West Virginia's economy totals $65 billion, Sartarelli said. Revenues from his former employer, Johnson & Johnson, total $67 billion. And West Virginia's exports total more than the U.S as a whole.

"We are exporting this year about $13-$14 billion, so a significant portion of GDP is exports," he said. "That's a lot higher than the U.S. as a whole."

U.S. exports total about $2 billion, and coal makes up more than 50 percent of goods exported. Because West Virginia is the second-highest coal producing state, Sartarelli said it is important coal companies become export savvy. He said the WVU College of Business and Economics has implemented programs to help business owners learn more about exporting.
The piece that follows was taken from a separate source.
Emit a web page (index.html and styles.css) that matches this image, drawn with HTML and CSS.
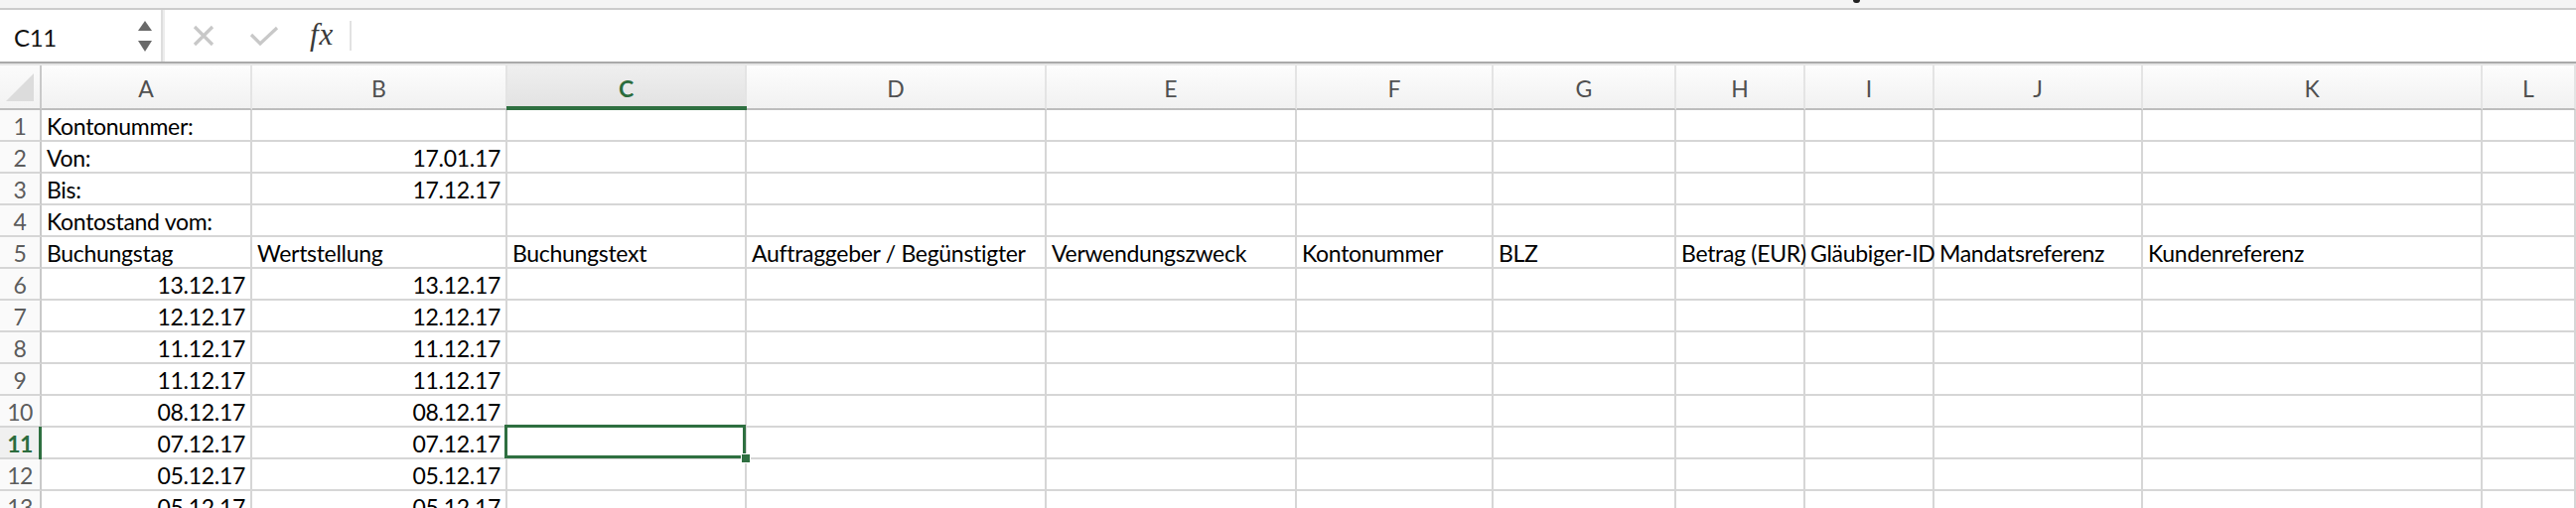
FILE: index.html
```html
<!DOCTYPE html>
<html lang="de">
<head>
<meta charset="utf-8">
<title>Kontoauszug</title>
<link rel="stylesheet" href="styles.css">
</head>
<body>
<div class="app">
  <div class="topstrip"><span class="mark"></span></div>
  <div class="fbar">
    <div class="namebox">
      <span class="nb-text">C11</span>
      <span class="nb-arrows">
        <svg width="16" height="34" viewBox="0 0 16 34"><path d="M8 1 L15 11 L1 11 Z" fill="#6a6a6a"/><path d="M1 21 L15 21 L8 32 Z" fill="#6a6a6a"/></svg>
      </span>
    </div>
    <div class="fb-sep"></div>
    <div class="fb-icons">
      <svg class="ic-x" width="24" height="22" viewBox="0 0 24 22"><path d="M3 2 L21 20 M21 2 L3 20" stroke="#c8c8c8" stroke-width="3.2" fill="none"/></svg>
      <svg class="ic-ok" width="30" height="22" viewBox="0 0 30 22"><path d="M2 10 L11 19 L28 3" stroke="#c8c8c8" stroke-width="3.2" fill="none"/></svg>
      <span class="fx">fx</span>
      <span class="fb-bar"></span>
    </div>
    <div class="fb-input"></div>
  </div>
  <div class="fb-bottom"></div>
  <div class="sheet">
    <div class="corner"><svg width="30" height="30" viewBox="0 0 30 30"><path d="M29 1 L29 29 L1 29 Z" fill="#dcdcdc"/></svg></div>
    <div class="ch">A</div><div class="ch">B</div><div class="ch sel">C</div><div class="ch">D</div><div class="ch">E</div><div class="ch">F</div><div class="ch">G</div><div class="ch">H</div><div class="ch">I</div><div class="ch">J</div><div class="ch">K</div><div class="ch">L</div>

    <div class="rh">1</div><div class="c">Kontonummer:</div><div class="c"></div><div class="c"></div><div class="c"></div><div class="c"></div><div class="c"></div><div class="c"></div><div class="c"></div><div class="c"></div><div class="c"></div><div class="c"></div><div class="c"></div>
    <div class="rh">2</div><div class="c">Von:</div><div class="c r">17.01.17</div><div class="c"></div><div class="c"></div><div class="c"></div><div class="c"></div><div class="c"></div><div class="c"></div><div class="c"></div><div class="c"></div><div class="c"></div><div class="c"></div>
    <div class="rh">3</div><div class="c">Bis:</div><div class="c r">17.12.17</div><div class="c"></div><div class="c"></div><div class="c"></div><div class="c"></div><div class="c"></div><div class="c"></div><div class="c"></div><div class="c"></div><div class="c"></div><div class="c"></div>
    <div class="rh">4</div><div class="c">Kontostand vom:</div><div class="c"></div><div class="c"></div><div class="c"></div><div class="c"></div><div class="c"></div><div class="c"></div><div class="c"></div><div class="c"></div><div class="c"></div><div class="c"></div><div class="c"></div>
    <div class="rh">5</div><div class="c">Buchungstag</div><div class="c">Wertstellung</div><div class="c">Buchungstext</div><div class="c">Auftraggeber / Begünstigter</div><div class="c">Verwendungszweck</div><div class="c">Kontonummer</div><div class="c">BLZ</div><div class="c">Betrag (EUR)</div><div class="c">Gläubiger-ID</div><div class="c">Mandatsreferenz</div><div class="c">Kundenreferenz</div><div class="c"></div>
    <div class="rh">6</div><div class="c r">13.12.17</div><div class="c r">13.12.17</div><div class="c"></div><div class="c"></div><div class="c"></div><div class="c"></div><div class="c"></div><div class="c"></div><div class="c"></div><div class="c"></div><div class="c"></div><div class="c"></div>
    <div class="rh">7</div><div class="c r">12.12.17</div><div class="c r">12.12.17</div><div class="c"></div><div class="c"></div><div class="c"></div><div class="c"></div><div class="c"></div><div class="c"></div><div class="c"></div><div class="c"></div><div class="c"></div><div class="c"></div>
    <div class="rh">8</div><div class="c r">11.12.17</div><div class="c r">11.12.17</div><div class="c"></div><div class="c"></div><div class="c"></div><div class="c"></div><div class="c"></div><div class="c"></div><div class="c"></div><div class="c"></div><div class="c"></div><div class="c"></div>
    <div class="rh">9</div><div class="c r">11.12.17</div><div class="c r">11.12.17</div><div class="c"></div><div class="c"></div><div class="c"></div><div class="c"></div><div class="c"></div><div class="c"></div><div class="c"></div><div class="c"></div><div class="c"></div><div class="c"></div>
    <div class="rh">10</div><div class="c r">08.12.17</div><div class="c r">08.12.17</div><div class="c"></div><div class="c"></div><div class="c"></div><div class="c"></div><div class="c"></div><div class="c"></div><div class="c"></div><div class="c"></div><div class="c"></div><div class="c"></div>
    <div class="rh sel">11</div><div class="c r">07.12.17</div><div class="c r">07.12.17</div><div class="c active"><span class="handle"></span></div><div class="c"></div><div class="c"></div><div class="c"></div><div class="c"></div><div class="c"></div><div class="c"></div><div class="c"></div><div class="c"></div><div class="c"></div>
    <div class="rh">12</div><div class="c r">05.12.17</div><div class="c r">05.12.17</div><div class="c"></div><div class="c"></div><div class="c"></div><div class="c"></div><div class="c"></div><div class="c"></div><div class="c"></div><div class="c"></div><div class="c"></div><div class="c"></div>
    <div class="rh">13</div><div class="c r">05.12.17</div><div class="c r">05.12.17</div><div class="c"></div><div class="c"></div><div class="c"></div><div class="c"></div><div class="c"></div><div class="c"></div><div class="c"></div><div class="c"></div><div class="c"></div><div class="c"></div>
  </div>
</div>
</body>
</html>
```

FILE: styles.css
```css
* { box-sizing: border-box; }
html, body { margin: 0; padding: 0; }
body {
  width: 2594px;
  height: 512px;
  overflow: hidden;
  background: #ffffff;
  font-family: Lato, "Liberation Sans", sans-serif;
  color: #000;
}
.app { width: 2594px; height: 512px; overflow: hidden; }

.topstrip {
  height: 10px;
  background: #f4f4f4;
  border-bottom: 2px solid #cbcbcb;
  position: relative;
}
.mark {
  position: absolute;
  left: 1866px;
  top: 0;
  width: 7px;
  height: 3px;
  background: #222;
  border-radius: 0 0 3px 3px;
}

.fbar {
  height: 52px;
  display: flex;
  align-items: stretch;
  background: #fff;
}
.namebox {
  width: 162px;
  display: flex;
  align-items: center;
  justify-content: space-between;
  padding: 0 8px 0 14px;
}
.nb-text {
  font-size: 24px;
  color: #111;
  padding-top: 2px;
  letter-spacing: -0.3px;
}
.nb-arrows { display: flex; align-items: center; padding-top: 2px; }
.fb-sep {
  width: 4px;
  border-left: 2px solid #dedede;
  border-right: 2px solid #ececec;
}
.fb-icons {
  display: flex;
  align-items: center;
  padding-left: 27px;
}
.ic-x { margin-right: 34px; }
.ic-ok { margin-right: 31px; }
.fx {
  font-family: "Liberation Serif", "DejaVu Serif", serif;
  font-style: italic;
  font-size: 31px;
  color: #3a3a3a;
  margin-right: 16px;
  padding-bottom: 2px;
  letter-spacing: 1px;
}
.fb-bar {
  width: 2px;
  height: 30px;
  background: #e2e2e2;
}
.fb-input { flex: 1; }

.fb-bottom {
  height: 4px;
  border-top: 2px solid #a9a9a9;
  background: #e6e6e6;
}

.sheet {
  display: grid;
  grid-template-columns: 42px 212px 257px 241px 302px 252px 198px 184px 130px 130px 210px 342px 1fr;
  grid-template-rows: 45px repeat(13, 32px);
}

.corner {
  background: linear-gradient(#fbfbfb, #f2f2f2);
  border-right: 2px solid #c9c9c9;
  border-bottom: 2px solid #bdbdbd;
  display: flex;
  align-items: flex-end;
  justify-content: flex-end;
  padding: 0 5px 6px 0;
}

.ch {
  background: linear-gradient(#fdfdfd, #f1f1f1);
  border-right: 2px solid #e4e4e4;
  border-bottom: 2px solid #bdbdbd;
  font-size: 23px;
  color: #505050;
  text-align: center;
  line-height: 42px;
  padding-top: 2px;
  position: relative;
}
.ch.sel {
  background: linear-gradient(#efefef, #e2e2e2);
  color: #2b6c3d;
  font-weight: bold;
}
.ch.sel::after {
  content: "";
  position: absolute;
  left: -1px;
  right: -2px;
  bottom: -2px;
  height: 4px;
  background: #2e6f40;
}

.rh {
  background: #fafafa;
  border-right: 2px solid #c9c9c9;
  border-bottom: 2px solid #d6d6d6;
  font-size: 23px;
  color: #5c5c5c;
  text-align: center;
  line-height: 30px;
  padding-top: 1px;
  letter-spacing: -0.5px;
  position: relative;
}
.rh.sel {
  color: #2b6c3d;
  font-weight: bold;
  background: #f0f0f0;
}
.rh.sel::after {
  content: "";
  position: absolute;
  top: -1px;
  bottom: -2px;
  right: -2px;
  width: 3px;
  background: #2e6f40;
}

.c {
  border-right: 2px solid #d6d6d6;
  border-bottom: 2px solid #d6d6d6;
  font-size: 23px;
  letter-spacing: -0.3px;
  line-height: 30px;
  padding: 1px 5px 0 5px;
  white-space: nowrap;
  color: #000;
  position: relative;
}
.c.r { text-align: right; }

.c.active { position: relative; overflow: visible; }
.c.active::before {
  content: "";
  position: absolute;
  left: -3px;
  top: -3px;
  right: -1px;
  bottom: -1px;
  border: 3px solid #2e6f40;
}
.handle {
  position: absolute;
  right: -6px;
  bottom: -6px;
  width: 10px;
  height: 10px;
  background: #2e6f40;
  border: 1px solid #fff;
  z-index: 2;
}
```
Countries around the world depend on West Virginia's metallurgical coal for their steel industries. Countries such as Canada, China, Brazil, India, Italy and Ukraine are some of the biggest importers of West Virginia coal, making the state competitive on a global scale.

"Some of these countries are in major markets, others are not," Sartarelli said. "These are developing economies. What you're going to find is developing economies will continue pulling in our exports. Other countries, not as much because they're in recession or close to recession."

Some of those developing economies, such as Japan, Brazil and China, felt little to no effect of the 2009 Great Recession, Sartarelli said. Those countries are expected to remain at 5 percent to 6 percent of GDP over the next couple of years.